To understand why the improved decoy set produces more structures with higher rankings than the native structure, we look at the structural differences between the original and improved decoy sets. As an example, Figure 7 shows the superimposition between the native structure (displayed in green) and the highest QMEAN-ranked decoy (displayed in blue) for 1sn3. 1sn3 is one example where QMEAN is “fooled” but RWplus potential is not. Even though the decoy misses a β sheet (left, circled in red) and has a shorter β sheet (middle), QMEAN scores it higher and would incorrectly select this decoy as the native structure. Since the local secondary structures have been changed, RWplus potential is able to capture the difference and recognize it as a non-native structure.

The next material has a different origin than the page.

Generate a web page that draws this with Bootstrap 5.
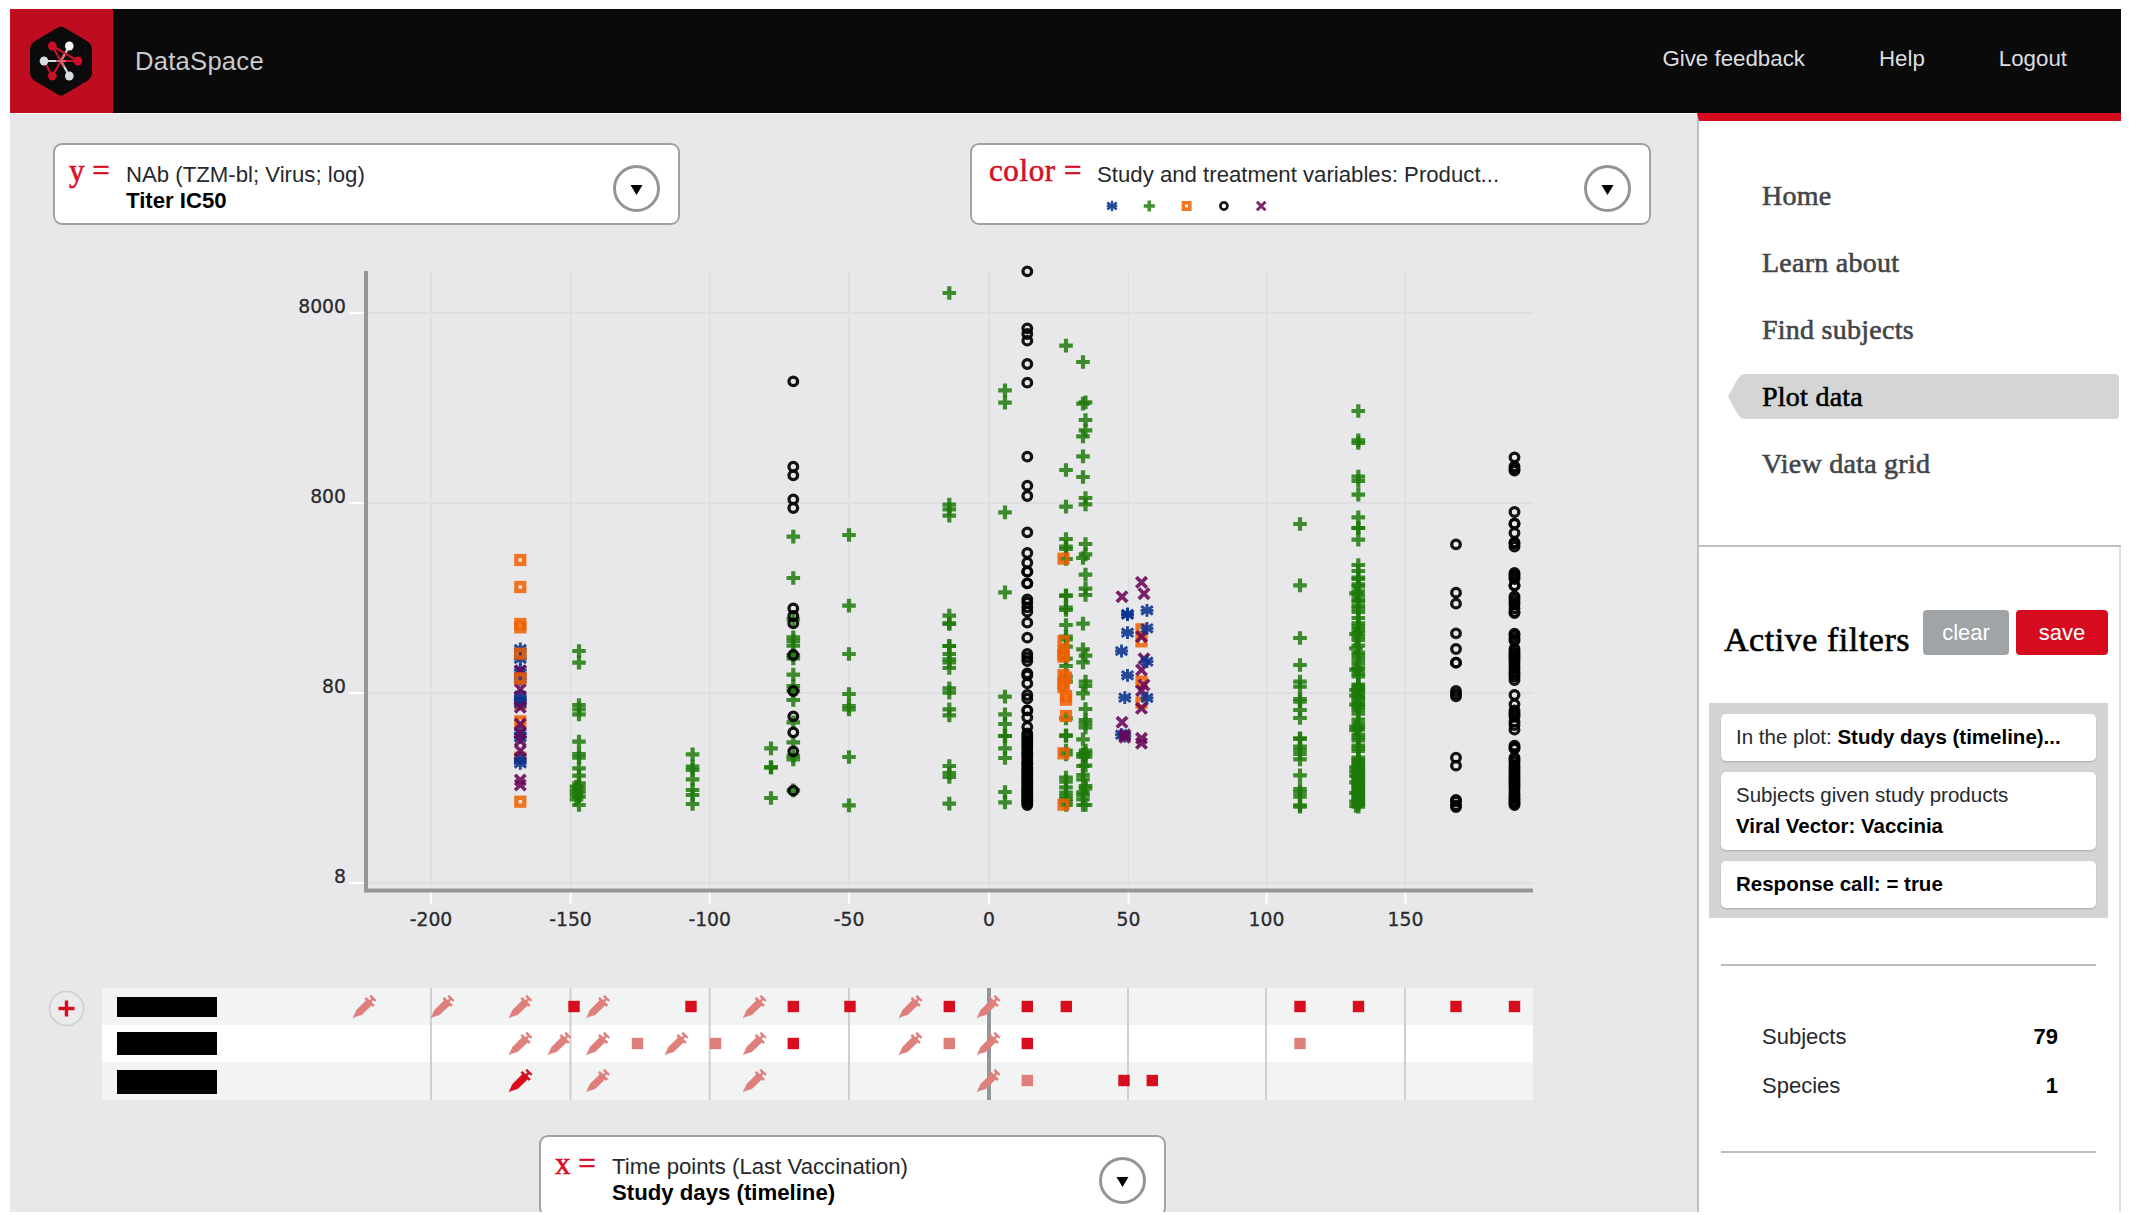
<!DOCTYPE html>
<html lang="en">
<head>
<meta charset="utf-8">
<title>DataSpace</title>
<link rel="stylesheet" href="https://cdn.jsdelivr.net/npm/bootstrap@5.3.0/dist/css/bootstrap.min.css">
<style>
body{font-family:"Liberation Sans",Arial,sans-serif;font-size:22px;color:#26282b;background:#fff;width:2139px;height:1215px;overflow:hidden}
.app{width:2111px;height:1203px;margin:9px 0 0 10px;overflow:hidden}
.topbar{height:104px;background:#0a0a0a;color:#dcdee0}
.logo{width:103px;height:104px;background:#bf0d20}
.brand{font-size:25.6px;letter-spacing:.25px;color:#c9cbcd;margin-left:22px;margin-top:1px}
.toplinks{font-size:22.3px;gap:74px;margin-right:54px;margin-top:-5px}
.toplinks a,.sidenav a{color:inherit;text-decoration:none}
.workspace{width:1687px;background:#e8e8ea;border-top:1px solid #fff}
.side{width:424px;background:#fff;border-left:2px solid #bfc0c3;border-top:8px solid #d60c1e}
.selectors{padding:29px 46px 0 43px}
.picker{height:82px;background:#fff;border:2px solid #a0a2a5;border-radius:9px;padding:0 18px 0 14px}
.picker-y,.picker-x{width:627px}
.picker-c{width:681px;padding-left:17px}
.picker-x{margin-left:529px;flex:none}
.axis{font-family:"Liberation Serif",Georgia,serif;color:#d80e26;font-size:31px;line-height:34px;margin-top:9px;white-space:pre;flex:none;-webkit-text-stroke:.6px}
.axis-y{width:57px}.axis-c{width:108px;letter-spacing:.6px}.axis-x{width:57px}
.axis-x{margin-top:10px}
.desc{font-size:22.2px;line-height:26px;margin-top:17px;white-space:nowrap}
.desc b,.pill b,.stat b{color:#000}
.drop{width:47px;height:47px;border:3px solid #929598;border-radius:50%;flex:none;margin-top:20px}
svg{display:block;flex:none}
#legend{margin-top:10px}
#timeline{overflow:visible}
.plot text{font-family:"DejaVu Sans",Verdana,sans-serif;font-size:18.8px;fill:#2a2b2d;stroke:#2a2b2d;stroke-width:.3px}
.sidenav{padding:52px 2px 0 29px;height:426px;border-bottom:2px solid #bfc0c3}
.sidenav a{display:block;height:45px;line-height:45px;margin-bottom:22px;padding-left:34px;font-family:"Liberation Serif",Georgia,serif;font-size:28px;letter-spacing:.25px;color:#424548;-webkit-text-stroke:.6px}
.sidenav .current{color:#000;background:#d4d6d5;border-radius:4px;clip-path:polygon(0 50%,9px 6px,13px 1px,17px 0,100% 0,100% 100%,17px 100%,13px 44px,9px 39px)}
.summary{border-right:2px solid #dedee0;height:670px;padding:63px 11px 0 10px}
.ftitle{font-family:"Liberation Serif",Georgia,serif;font-size:34px;line-height:44px;letter-spacing:.55px;color:#000;margin:8px 0 0 15px;-webkit-text-stroke:.6px;white-space:nowrap}
.fbtn{border:0;border-radius:4px;height:45px;font-size:22px;line-height:44px;padding:0;color:#fff}
.fbtn-clear{width:86px;background:#a0a4a7;margin-right:7px}
.fbtn-save{width:92px;background:#d60b1f}
.pills{background:#d3d5d4;padding:11px 12px;margin-top:41px;gap:11px;width:399px;height:215px}
.pill{background:#fff;border-radius:5px;padding:7px 15px 9px;font-size:20.5px;line-height:31px;box-shadow:0 1px 2px #aaa;white-space:nowrap}
.stats{margin:46px 12px 0 12px;width:375px;height:189px;border-top:2px solid #bdbec0;border-bottom:2px solid #bdbec0;padding:47px 38px 0 41px}
.stat{height:48.5px;line-height:48px}
</style>
</head>
<body>
<div class="app">
  <header class="topbar d-flex align-items-center justify-content-between">
    <div class="d-flex align-items-center">
      <div class="logo"><svg width="103" height="104" viewBox="10 9 103 104">
        <path d="M57 28Q61 25 65 28L87 41Q92 44 92 50V72Q92 78 87 81L65 94Q61 97 57 94L35 81Q30 78 30 72V50Q30 44 35 41Z" fill="#0b0b0b"/>
        <g stroke-width="2.2" fill="none"><path d="M69.3 46L61 61L69.3 76M44 61H61" stroke="#d5dade"/><path d="M52.3 46L61 61L52.3 76L44 61M52.3 46L78 61H61L52.3 76" stroke="#c5142a"/><path d="M56 61H66M61 61L64 55M61 61L64 67" stroke="#d8656d"/></g>
        <g fill="#cf0d24"><ellipse cx="52.3" cy="46" rx="4.3" ry="4.6"/><ellipse cx="78" cy="61" rx="4.3" ry="4.6"/><ellipse cx="52.3" cy="76" rx="4.3" ry="4.6"/></g>
        <g fill="#d8dde1"><ellipse cx="69.3" cy="46" rx="4.3" ry="4.6" fill="#f5f8fa"/><ellipse cx="44" cy="61" rx="4.3" ry="4.6"/><ellipse cx="69.3" cy="76" rx="4.3" ry="4.6"/></g>
      </svg></div>
      <div class="brand">DataSpace</div>
    </div>
    <nav class="toplinks d-flex"><a href="#">Give feedback</a><a href="#">Help</a><a href="#">Logout</a></nav>
  </header>
  <div class="d-flex" style="height:1099px">
    <main class="workspace d-flex flex-column">
      <div class="selectors d-flex justify-content-between">
        <div class="picker picker-y d-flex"><span class="axis axis-y">y =</span>
          <div class="desc flex-grow-1"><div>NAb (TZM-bl; Virus; log)</div><b>Titer IC50</b></div>
          <div class="drop"><svg width="41" height="41"><path d="M14.500 17H26.500L20.500 27Z"/></svg></div></div>
        <div class="picker picker-c d-flex"><span class="axis axis-c">color =</span>
          <div class="desc flex-grow-1"><div>Study and treatment variables: Product...</div>
            <svg id="legend" width="170" height="18" viewBox="1097 195 170 18"></svg></div>
          <div class="drop"><svg width="41" height="41"><path d="M14.500 17H26.500L20.500 27Z"/></svg></div></div>
      </div>
      <svg class="plot" id="plot" width="1687" height="763" viewBox="10 225 1687 763"></svg>
      <svg id="timeline" width="1687" height="147" viewBox="10 988 1687 147"></svg>
      <div class="picker picker-x d-flex"><span class="axis axis-x">x =</span>
        <div class="desc flex-grow-1"><div>Time points (Last Vaccination)</div><b>Study days (timeline)</b></div>
        <div class="drop"><svg width="41" height="41"><path d="M14.500 17H26.500L20.500 27Z"/></svg></div></div>
    </main>
    <aside class="side">
      <nav class="sidenav"><a href="#">Home</a><a href="#">Learn about</a><a href="#">Find subjects</a><a href="#" class="current">Plot data</a><a href="#">View data grid</a></nav>
      <section class="summary">
        <div class="d-flex"><div class="ftitle flex-grow-1">Active filters</div><button class="btn fbtn fbtn-clear">clear</button><button class="btn fbtn fbtn-save">save</button></div>
        <div class="pills d-flex flex-column">
          <div class="pill">In the plot: <b>Study days (timeline)...</b></div>
          <div class="pill">Subjects given study products<br><b>Viral Vector: Vaccinia</b></div>
          <div class="pill"><b>Response call: = true</b></div>
        </div>
        <div class="stats">
          <div class="stat d-flex justify-content-between"><span>Subjects</span><b>79</b></div>
          <div class="stat d-flex justify-content-between"><span>Species</span><b>1</b></div>
        </div>
      </section>
    </aside>
  </div>
</div>
<script src="https://cdn.jsdelivr.net/npm/bootstrap@5.3.0/dist/js/bootstrap.bundle.min.js"></script>
<script>
const shape = {
  plus:(x,y)=>`<path d="M${x-6.8} ${y}h13.6M${x} ${y-6.8}v13.6" stroke="#1d7a08" stroke-width="4.2" opacity=".84"/>`,
  ring:(x,y)=>`<circle cx="${x}" cy="${y}" r="4.3" fill="none" stroke="#000" stroke-width="3.3" opacity=".92"/>`,
  box:(x,y)=>`<rect x="${x-3.9}" y="${y-3.9}" width="7.8" height="7.8" fill="none" stroke="#f06000" stroke-width="4.4" opacity=".86"/>`,
  cross:(x,y)=>`<path d="M${x-5.2} ${y-5.2}l10.4 10.4m0-10.4l-10.4 10.4" stroke="#690758" stroke-width="3.7" opacity=".88"/>`,
  star:(x,y)=>`<path d="M${x} ${y-6.4}v12.8M${x-5.8} ${y-4.2}l11.600 8.400m0-8.400l-11.600 8.400M${x-6.400} ${y}h12.800" stroke="#093390" stroke-width="2.9" opacity=".88"/>`
};
// Series: symbol, x, base y, offsets from the base in thirds of a pixel.
const series = [
 ['box',520.3,530,[90,171,282,292,371,445,520,574,683,815]],
 ['star',520.3,530,[357,387,420,447,497,512,520,610,622,685,700]],
 ['cross',520.3,530,[422,478,532,582,608,632,662,750,765]],
 ['box',520.3,530,[371,445]],
 ['plus',579,530,[363,398,525,538,553,635,672,683,715,737,760,772,785,800,825]],
 ['plus',576.5,530,[770,783,795,808]],
 ['plus',692.6,530,[673,710,720,748,780,795,822]],
 ['plus',771,360,[1165,1222,1222,1314]],
 ['plus',793.3,360,[530,654,778,832,843,857,885,895,944,978,992,1020,1087,1147,1188,1198,1291]],
 ['ring',793.3,360,[64,320,346,418,444,745,768,790,885,993,1069,1117,1174,1292]],
 ['plus',849,360,[525,737,882,1002,1038,1048,1191,1336]],
 ['plus',949.3,250,[129]],
 ['plus',949.3,360,[434,448,467,767,791,791,858,858,882,898,907,924,985,998,1048,1066,1218,1239,1251,1331]],
 ['plus',1005,360,[91,128,457,697,1010,1063,1092,1128,1128,1165,1194,1296,1327]],
 ['ring',1027.3,250,[64,235,252,272,342,398,620,707,738,847]],
 ['ring',1027.3,540,[39,68,95,95,130,130,178,188,202,215,248,293,342,352,363,400,406,430,465,476,511,511,532,561,580,588,596,604,612,620,628,638,643,651,660,668,672,681,688,695,700,706,714,719,725,730,738,742,748,753,758,764,769,773,779,783,789,795]],
 ['plus',1066,250,[287,660,770,867]],
 ['plus',1066,540,[20,27,57,167,167,203,210,255,290,298,320,356,378,410,425,535,587,587,632,643,713,725,742,758,768,777,785,795]],
 ['plus',1083,250,[336,461,559,619,681]],
 ['plus',1085.5,250,[457,510,541,744,763,882]],
 ['plus',1085.5,540,[43,104,146,165,347,425,438,507,540,550,562,632,640,650,677,738,745,795]],
 ['plus',1083,540,[54,251,328,367,460,598,642,650,678,705,718,757,765,778,795]],
 ['box',1063.500,540,[56,303,335,344,350,405,430,441,640,794]],
 ['box',1066,540,[413,468,479,528]],
 ['box',1141.500,540,[268,304,425,488]],
 ['cross',1141.500,540,[127,290,390,452,505,595,610]],
 ['cross',1144,540,[161,356,435]],['cross',1122,540,[170,547]],
 ['star',1147,540,[211,265,365,474]],
 ['star',1127.500,540,[222,224,278,406]],['star',1121.500,540,[333,584]],['star',1124.800,540,[473,588]],
 ['cross',1124.800,540,[584,592]],
 ['plus',1300,380,[432,616,774,855,905,920,957,965,990,1014,1076,1076,1100,1110,1122,1138,1186,1227,1238,1250,1276,1280]],
 ['plus',1358.300,380,[93,181,189,290,303,344,412,444,444,479,555,573,593,597,613,619,634,646,659,665,678,685,696,714,730,739,749,758,770,780,797,818,827,837,849,862,869,881,889,914,919,926,932,938,947,953,960,969,975,982,990,1001,1019,1031,1041,1048,1064,1073,1081,1097,1105,1113,1133,1139,1144,1150,1157,1163,1169,1174,1180,1185,1190,1196,1201,1207,1213,1218,1224,1229,1235,1240,1246,1251,1257,1262,1268,1274,1280]],
 ['plus',1356,380,[640,762,805,869,930,947,974,1040,1050,1162,1175,1188,1207,1239,1265,1278]],
 ['ring',1456,380,[493,638,671,760,807,848,848,933,942,949,1133,1157,1260,1264,1276,1281]],
 ['ring',1514.500,380,[232,259,266,272,396,431,431,459,487,491,500,579,585,590,597,616,617,649,656,665,673,685,696,699,761,766,775,782,806,814,821,827,834,840,848,858,866,876,883,890,900,945,973,991,998,1004,1010,1025,1035,1049,1097,1102,1106,1133,1140,1147,1157,1165,1173,1180,1187,1194,1200,1207,1214,1221,1230,1240,1246,1253,1259,1265,1270,1275]]
];
const ticks=[[431,-200],[570.500,-150],[709.700,-100],[849,-50],[989,0],[1128.500,50],[1266.500,100],[1405.500,150]];
let s='';
for(const [x] of ticks) s+=`<path d="M${x} 271V888" stroke="#dedfe1" stroke-width="2"/><path d="M${x} 892V904" stroke="#fff" stroke-width="2"/>`;
for(const [y,t] of [[313,8000],[503,800],[693,80],[883,8]]) s+=`<path d="M367 ${y}H1533" stroke="#dedfe1" stroke-width="2"/><path d="M349 ${y}h15" stroke="#fff" stroke-width="2"/><text x="346" y="${y-.5}" text-anchor="end">${t}</text>`;
for(const [x,t] of ticks) s+=`<text x="${x}" y="926" text-anchor="middle">${t}</text>`;
s+='<path d="M366 271V892M364 890.500H1533" fill="none" stroke="#979597" stroke-width="4"/>';
for(const [k,x,b,v] of series) for(const d of v) s+=shape[k](x,b+d/3);
document.getElementById('plot').innerHTML=s;

document.getElementById('legend').innerHTML=['star','plus','box','ring','cross'].map((k,i)=>`<g transform="translate(${1112+i*37.300} 203) scale(.82)">${shape[k](0,0)}</g>`).join('');

// Study timelines: s = vaccination, m = measurement, capital letters = highlighted.
const rows=[
 {top:988,h:37,y:1006.500,bar:[997,20],s:[364.500,442.500,520.500,598,754.700,910.500,988.600],S:[],m:[],M:[574,691,793.300,850,949.300,1027.300,1066.300,1300,1358.500,1456,1514.500]},
 {top:1025,h:37,y:1043.500,bar:[1032,23],s:[520.500,559.500,598,676.500,754.700,910.500,988.600],S:[],m:[637.500,715.500,949.300,1300],M:[793.300,1027.300]},
 {top:1062,h:38,y:1080.500,bar:[1070,24],s:[598,754.700,988.600],S:[520.500],m:[1027.300],M:[1124,1152.300]}];
const syringe=(x,y,c)=>`<path transform="translate(${x} ${y})" fill="${c}" stroke="${c}" stroke-width=".5" d="M-11.500 11.500L-7.900 3.600L1.600-5.900L.4-7.900L1.800-9.300L10-1.400L8.600 0L6.800-1L-2.800 8.200L-9.500 10.300ZM4.300-5.200L7-7.800L5.300-9.800L6.500-11.500L11.700-6.300L10.500-5.100L8.700-6.600L5.800-3.800Z"/>`;
let t='';
rows.forEach((r,i)=>t+=`<rect x="102" y="${r.top}" width="1431" height="${r.h}" fill="${i==1?'#fff':'#f2f4f3'}"/><rect x="117" y="${r.bar[0]}" width="100" height="${r.bar[1]}"/>`);
for(const [x,v] of ticks) t+=`<path d="M${v>0?x-.5:x} 988V1100" stroke="${v?'#cdcfd0':'#94979a'}" stroke-width="${v?2:4}"/>`;
for(const r of rows){
 for(const [k,c] of [['m','#de7f7c'],['M','#d80d1d']]) for(const x of r[k]) t+=`<rect x="${x-5.700}" y="${r.y-5.700}" width="11.400" height="11.400" fill="${c}"/>`;
 for(const x of r.s) t+=syringe(x,r.y,'#de7f7c');
 for(const x of r.S) t+=syringe(x,r.y,'#d80d1d');
}
t+='<circle cx="66.500" cy="1008.500" r="17" fill="#ebebed" stroke="#cecfd1" stroke-width="1.600"/><path d="M58.500 1008.500h16M66.500 1000.500v16" stroke="#d80d1d" stroke-width="3.400"/>';
document.getElementById('timeline').innerHTML=t;
</script>
</body>
</html>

Superimposition of the native structure (shown in green) and the decoy with the highest QMEAN score (shown in blue) for 1sn3 by PyMOL (DeLano, 2002). The decoy misses a piece of secondary structure, circled in red.
5. Conclusions
We describe a new method for evaluating and improving the quality of decoy databases. Our method removes redundant structures and generates new low energy structures in varied locations on the energy landscape resulting in higher quality decoy sets that are more likely to “fool” the scoring functions of modern protein folding algorithms. We tested our approach on 20 different decoy databases of varying size and type and showed significant improvement over the original set. Interestingly, most of the improvement came from adding structures not originally covered by the set, indicating a capacity to “fool” more scoring functions. We also show that our improved databases produced a greater number of structures ranked more native-like by two popular modern scoring functions than the original databases for many of the proteins studied. In the future, we plan to implement a web service to improve user-submitted decoy databases. Our hope is that others can use these improved databases to develop better protein folding algorithms and more accurate folding simulations.
6. Acknowledgments
This work is supported in part by NSF awards CRI-0551685, CCF-0833199, CCF-0830753, IIS-096053, and IIS-0917266; by THECB NHARP award 000512-0097-2009; by Chevron, IBM, Intel, Oracle/Sun; and by award KUS-C1-016-04, made by King Abdullah University of Science and Technology (KAUST). A preliminary version of this work appeared in Lindsey et al. (2014).
7. Author Disclosure Statement
The authors declare that no competing financial interests exist.